# [PROVIDED DATA]
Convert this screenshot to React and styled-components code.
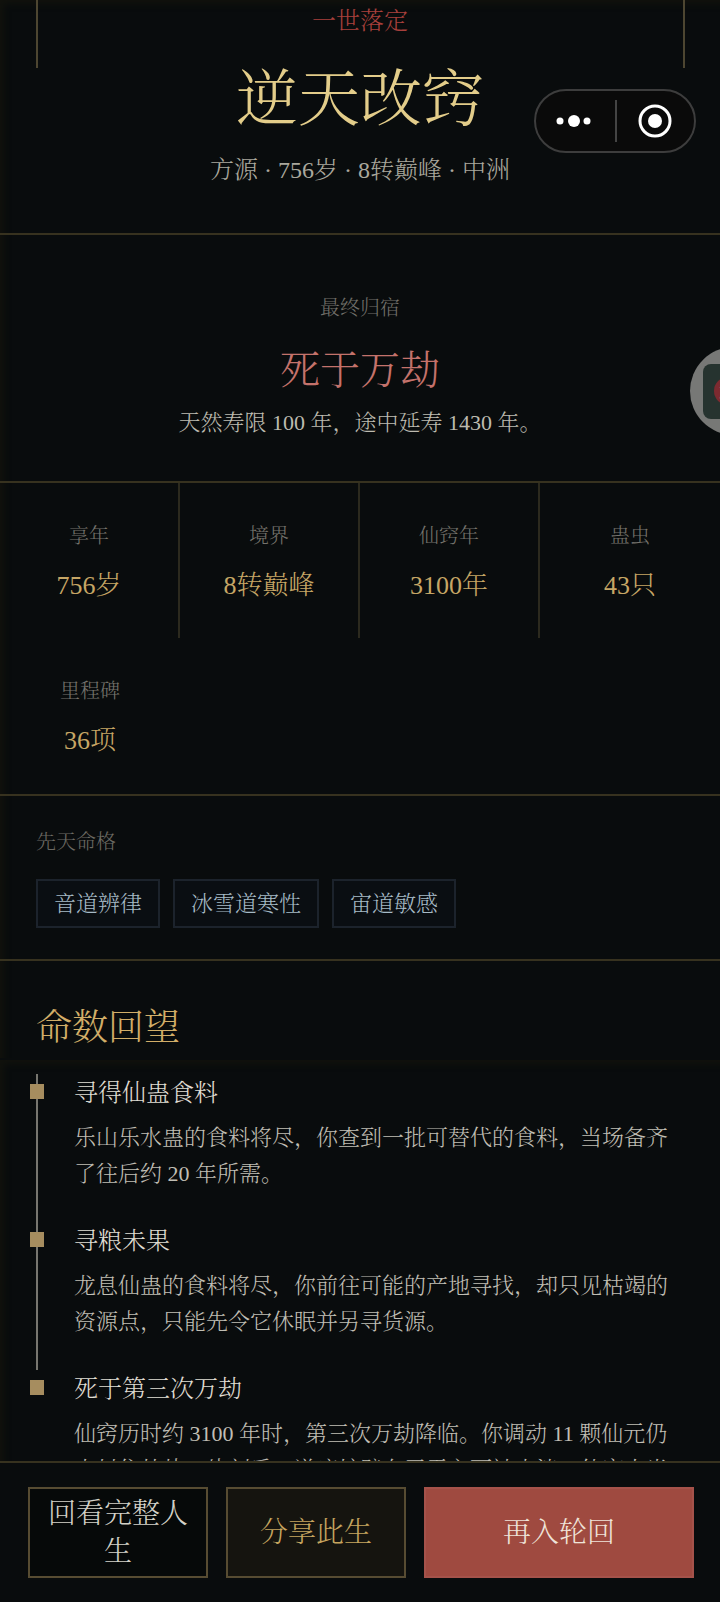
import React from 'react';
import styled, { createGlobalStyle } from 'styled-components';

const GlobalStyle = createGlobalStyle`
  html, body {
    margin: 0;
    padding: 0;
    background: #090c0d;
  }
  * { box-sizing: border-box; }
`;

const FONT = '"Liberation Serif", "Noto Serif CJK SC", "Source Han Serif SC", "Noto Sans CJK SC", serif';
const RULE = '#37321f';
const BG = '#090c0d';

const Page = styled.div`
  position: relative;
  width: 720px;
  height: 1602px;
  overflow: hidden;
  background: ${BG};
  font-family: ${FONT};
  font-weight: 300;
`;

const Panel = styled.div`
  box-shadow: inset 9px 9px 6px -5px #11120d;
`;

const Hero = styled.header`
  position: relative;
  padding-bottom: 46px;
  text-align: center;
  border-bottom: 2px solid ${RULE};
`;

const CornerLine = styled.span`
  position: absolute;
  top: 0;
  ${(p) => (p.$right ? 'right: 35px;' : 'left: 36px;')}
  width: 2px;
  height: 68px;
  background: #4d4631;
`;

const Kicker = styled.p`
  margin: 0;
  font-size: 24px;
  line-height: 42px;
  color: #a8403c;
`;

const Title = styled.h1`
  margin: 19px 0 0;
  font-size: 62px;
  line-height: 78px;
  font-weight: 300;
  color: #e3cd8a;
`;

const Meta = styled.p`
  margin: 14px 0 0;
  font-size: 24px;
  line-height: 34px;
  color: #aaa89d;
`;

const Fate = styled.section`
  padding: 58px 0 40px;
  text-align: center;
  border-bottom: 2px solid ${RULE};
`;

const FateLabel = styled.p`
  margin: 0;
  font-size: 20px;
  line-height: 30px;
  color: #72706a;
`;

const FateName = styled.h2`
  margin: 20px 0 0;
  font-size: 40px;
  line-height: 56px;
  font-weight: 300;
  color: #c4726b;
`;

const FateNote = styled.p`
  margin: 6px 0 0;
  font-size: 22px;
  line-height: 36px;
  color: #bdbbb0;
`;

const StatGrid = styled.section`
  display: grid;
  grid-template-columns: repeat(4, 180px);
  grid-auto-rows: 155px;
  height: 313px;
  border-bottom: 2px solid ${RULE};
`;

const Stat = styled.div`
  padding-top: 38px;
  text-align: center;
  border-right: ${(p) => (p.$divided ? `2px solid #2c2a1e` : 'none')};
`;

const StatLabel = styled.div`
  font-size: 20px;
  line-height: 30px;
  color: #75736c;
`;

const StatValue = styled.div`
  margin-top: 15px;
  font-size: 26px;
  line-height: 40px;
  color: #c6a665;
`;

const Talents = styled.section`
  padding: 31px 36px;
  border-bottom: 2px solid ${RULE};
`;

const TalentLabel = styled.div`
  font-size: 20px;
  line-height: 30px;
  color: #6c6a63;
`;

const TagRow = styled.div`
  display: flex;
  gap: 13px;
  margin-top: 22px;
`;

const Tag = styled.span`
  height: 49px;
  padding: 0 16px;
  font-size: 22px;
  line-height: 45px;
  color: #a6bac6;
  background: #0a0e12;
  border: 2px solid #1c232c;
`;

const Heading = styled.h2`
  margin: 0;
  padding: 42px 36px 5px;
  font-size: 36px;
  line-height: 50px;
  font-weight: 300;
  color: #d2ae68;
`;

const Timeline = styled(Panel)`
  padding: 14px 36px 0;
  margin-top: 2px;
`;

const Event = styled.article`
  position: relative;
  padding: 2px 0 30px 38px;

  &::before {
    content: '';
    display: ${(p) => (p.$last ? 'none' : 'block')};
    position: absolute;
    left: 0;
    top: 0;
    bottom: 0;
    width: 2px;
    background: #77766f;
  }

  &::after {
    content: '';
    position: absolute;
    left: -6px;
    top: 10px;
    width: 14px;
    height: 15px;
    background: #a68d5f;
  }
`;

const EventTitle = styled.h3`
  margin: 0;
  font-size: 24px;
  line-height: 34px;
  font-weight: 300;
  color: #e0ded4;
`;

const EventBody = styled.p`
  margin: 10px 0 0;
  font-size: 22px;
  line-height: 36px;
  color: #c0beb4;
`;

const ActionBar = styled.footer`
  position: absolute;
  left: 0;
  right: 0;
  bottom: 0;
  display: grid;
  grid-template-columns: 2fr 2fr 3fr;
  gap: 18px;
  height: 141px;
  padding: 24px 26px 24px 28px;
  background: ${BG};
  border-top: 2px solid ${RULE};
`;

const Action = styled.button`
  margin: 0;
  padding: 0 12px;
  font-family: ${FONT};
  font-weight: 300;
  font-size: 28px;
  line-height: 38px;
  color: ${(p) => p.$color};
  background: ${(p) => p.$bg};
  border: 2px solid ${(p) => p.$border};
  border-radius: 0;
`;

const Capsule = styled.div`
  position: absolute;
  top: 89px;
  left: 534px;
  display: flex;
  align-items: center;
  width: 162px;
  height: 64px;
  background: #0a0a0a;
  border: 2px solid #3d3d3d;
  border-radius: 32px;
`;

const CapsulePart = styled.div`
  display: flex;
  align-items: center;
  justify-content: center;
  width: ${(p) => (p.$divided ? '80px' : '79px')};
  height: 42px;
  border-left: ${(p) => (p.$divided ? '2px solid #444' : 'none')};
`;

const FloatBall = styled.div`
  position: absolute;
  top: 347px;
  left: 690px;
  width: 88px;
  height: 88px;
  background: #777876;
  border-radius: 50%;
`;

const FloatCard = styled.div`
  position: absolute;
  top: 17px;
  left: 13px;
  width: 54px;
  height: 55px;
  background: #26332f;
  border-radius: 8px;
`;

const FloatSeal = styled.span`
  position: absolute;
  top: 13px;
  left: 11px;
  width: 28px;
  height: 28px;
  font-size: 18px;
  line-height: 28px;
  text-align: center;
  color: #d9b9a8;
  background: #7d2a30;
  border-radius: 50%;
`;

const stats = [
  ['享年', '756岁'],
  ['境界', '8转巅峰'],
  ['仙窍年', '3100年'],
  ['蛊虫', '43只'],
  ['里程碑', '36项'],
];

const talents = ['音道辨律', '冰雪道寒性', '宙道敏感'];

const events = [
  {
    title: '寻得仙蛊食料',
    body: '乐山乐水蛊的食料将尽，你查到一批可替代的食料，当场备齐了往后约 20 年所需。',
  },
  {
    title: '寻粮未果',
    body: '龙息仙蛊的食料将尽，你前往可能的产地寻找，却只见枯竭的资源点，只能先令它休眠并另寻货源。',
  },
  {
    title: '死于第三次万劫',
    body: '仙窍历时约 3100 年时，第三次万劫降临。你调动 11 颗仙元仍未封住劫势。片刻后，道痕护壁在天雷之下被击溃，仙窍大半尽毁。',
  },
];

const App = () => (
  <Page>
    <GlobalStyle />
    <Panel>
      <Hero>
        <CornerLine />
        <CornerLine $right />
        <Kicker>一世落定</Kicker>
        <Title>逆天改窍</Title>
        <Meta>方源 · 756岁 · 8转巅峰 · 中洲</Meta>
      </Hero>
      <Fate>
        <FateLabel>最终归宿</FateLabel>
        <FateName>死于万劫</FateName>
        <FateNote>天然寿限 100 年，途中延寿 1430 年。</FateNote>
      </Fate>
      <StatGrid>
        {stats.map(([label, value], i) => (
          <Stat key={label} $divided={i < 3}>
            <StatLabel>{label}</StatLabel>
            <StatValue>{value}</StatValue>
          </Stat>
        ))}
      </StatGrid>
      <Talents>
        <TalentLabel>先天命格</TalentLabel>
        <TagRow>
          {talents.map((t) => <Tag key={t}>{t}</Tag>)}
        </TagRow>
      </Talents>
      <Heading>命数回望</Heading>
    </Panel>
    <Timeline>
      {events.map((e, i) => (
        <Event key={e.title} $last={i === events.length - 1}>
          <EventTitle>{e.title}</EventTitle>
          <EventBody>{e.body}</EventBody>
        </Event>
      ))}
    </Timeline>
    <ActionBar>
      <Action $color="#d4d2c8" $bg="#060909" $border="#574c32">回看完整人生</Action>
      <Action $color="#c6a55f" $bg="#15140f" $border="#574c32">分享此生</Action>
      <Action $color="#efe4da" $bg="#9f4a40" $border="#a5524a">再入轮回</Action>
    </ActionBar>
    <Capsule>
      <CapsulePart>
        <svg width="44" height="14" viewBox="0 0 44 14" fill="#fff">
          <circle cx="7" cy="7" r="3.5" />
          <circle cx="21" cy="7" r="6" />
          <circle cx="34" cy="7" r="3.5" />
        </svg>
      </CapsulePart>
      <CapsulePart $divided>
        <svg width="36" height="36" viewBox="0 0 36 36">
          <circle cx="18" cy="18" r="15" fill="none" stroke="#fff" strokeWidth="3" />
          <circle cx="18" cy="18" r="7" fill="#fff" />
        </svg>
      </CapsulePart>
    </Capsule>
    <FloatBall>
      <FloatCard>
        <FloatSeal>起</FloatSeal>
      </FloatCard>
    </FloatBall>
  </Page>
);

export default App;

...

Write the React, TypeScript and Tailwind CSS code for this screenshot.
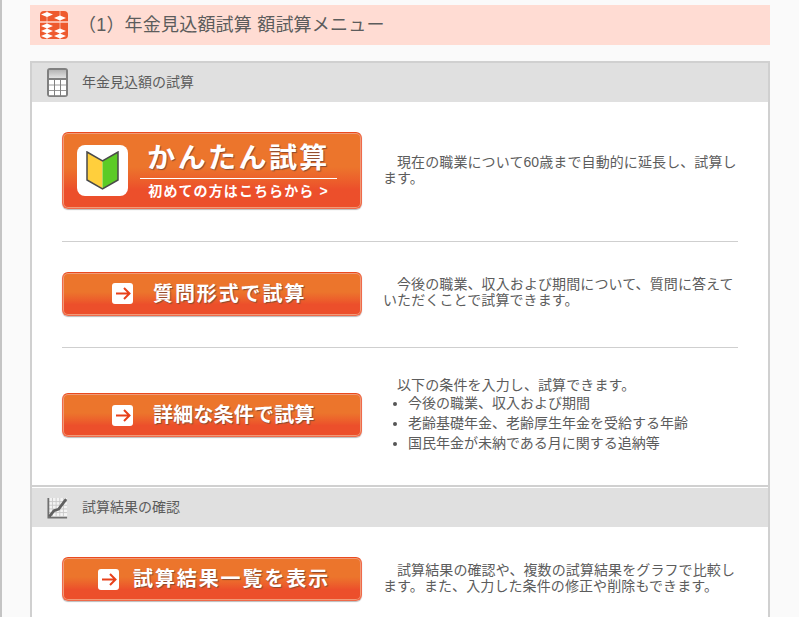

---

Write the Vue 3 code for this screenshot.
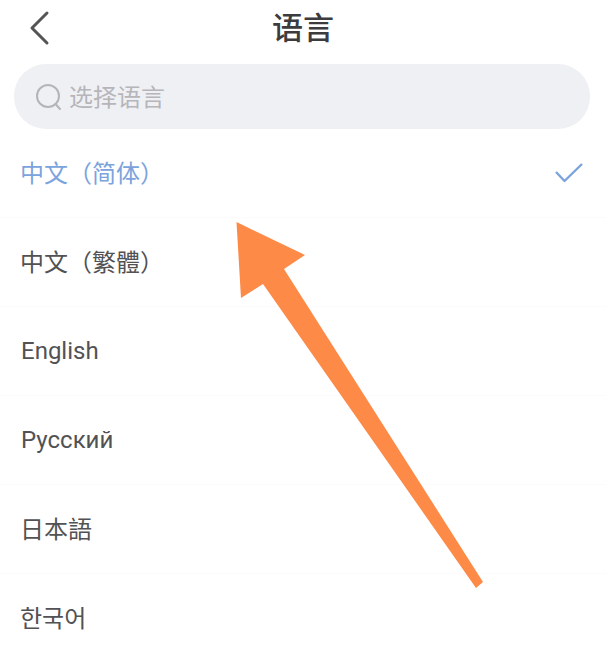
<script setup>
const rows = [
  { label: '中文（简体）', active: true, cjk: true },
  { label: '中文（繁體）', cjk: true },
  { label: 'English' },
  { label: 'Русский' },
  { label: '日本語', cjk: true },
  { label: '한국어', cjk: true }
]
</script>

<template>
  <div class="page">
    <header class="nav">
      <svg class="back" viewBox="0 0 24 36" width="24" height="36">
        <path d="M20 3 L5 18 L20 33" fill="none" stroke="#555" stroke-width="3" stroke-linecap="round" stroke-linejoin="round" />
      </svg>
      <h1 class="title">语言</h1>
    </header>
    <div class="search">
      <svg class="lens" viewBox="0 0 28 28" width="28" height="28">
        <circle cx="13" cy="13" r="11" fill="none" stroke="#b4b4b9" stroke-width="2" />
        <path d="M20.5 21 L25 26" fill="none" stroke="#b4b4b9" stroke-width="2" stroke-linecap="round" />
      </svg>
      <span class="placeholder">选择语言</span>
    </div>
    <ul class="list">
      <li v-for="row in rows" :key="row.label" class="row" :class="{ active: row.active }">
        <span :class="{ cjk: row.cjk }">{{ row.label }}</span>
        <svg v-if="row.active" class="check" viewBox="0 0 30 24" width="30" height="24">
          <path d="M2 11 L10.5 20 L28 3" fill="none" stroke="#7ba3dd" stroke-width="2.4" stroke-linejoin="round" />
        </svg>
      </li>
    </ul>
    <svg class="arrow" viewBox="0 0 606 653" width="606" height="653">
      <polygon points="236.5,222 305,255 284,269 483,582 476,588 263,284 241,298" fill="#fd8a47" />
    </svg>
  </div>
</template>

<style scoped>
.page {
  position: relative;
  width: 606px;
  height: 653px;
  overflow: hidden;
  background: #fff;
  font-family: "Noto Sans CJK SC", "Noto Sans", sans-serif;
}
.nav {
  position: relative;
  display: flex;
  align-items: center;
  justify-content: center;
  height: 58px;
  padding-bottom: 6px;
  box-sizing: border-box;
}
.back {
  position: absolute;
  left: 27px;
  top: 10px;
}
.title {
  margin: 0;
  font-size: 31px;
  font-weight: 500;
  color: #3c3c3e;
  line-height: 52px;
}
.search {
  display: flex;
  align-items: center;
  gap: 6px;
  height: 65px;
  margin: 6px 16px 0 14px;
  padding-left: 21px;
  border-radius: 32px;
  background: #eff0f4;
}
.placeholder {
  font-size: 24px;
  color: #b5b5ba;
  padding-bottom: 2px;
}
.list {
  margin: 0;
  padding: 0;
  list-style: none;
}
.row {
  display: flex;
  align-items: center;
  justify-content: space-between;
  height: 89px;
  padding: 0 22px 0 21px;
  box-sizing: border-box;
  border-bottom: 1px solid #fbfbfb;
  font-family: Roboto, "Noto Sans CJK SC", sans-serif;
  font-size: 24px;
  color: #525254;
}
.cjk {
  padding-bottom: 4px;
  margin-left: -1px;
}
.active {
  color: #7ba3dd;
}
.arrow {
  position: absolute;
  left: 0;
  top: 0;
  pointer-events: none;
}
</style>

# [TASK TO COMPLETE]
In the listing above, locate each line with "this" and copy it.

# [WRITTEN SOLUTION]
Convert this screenshot to React and styled-components code.
Write the React, TypeScript and Tailwind CSS code for this screenshot.
Write the Vue 3 code for this screenshot.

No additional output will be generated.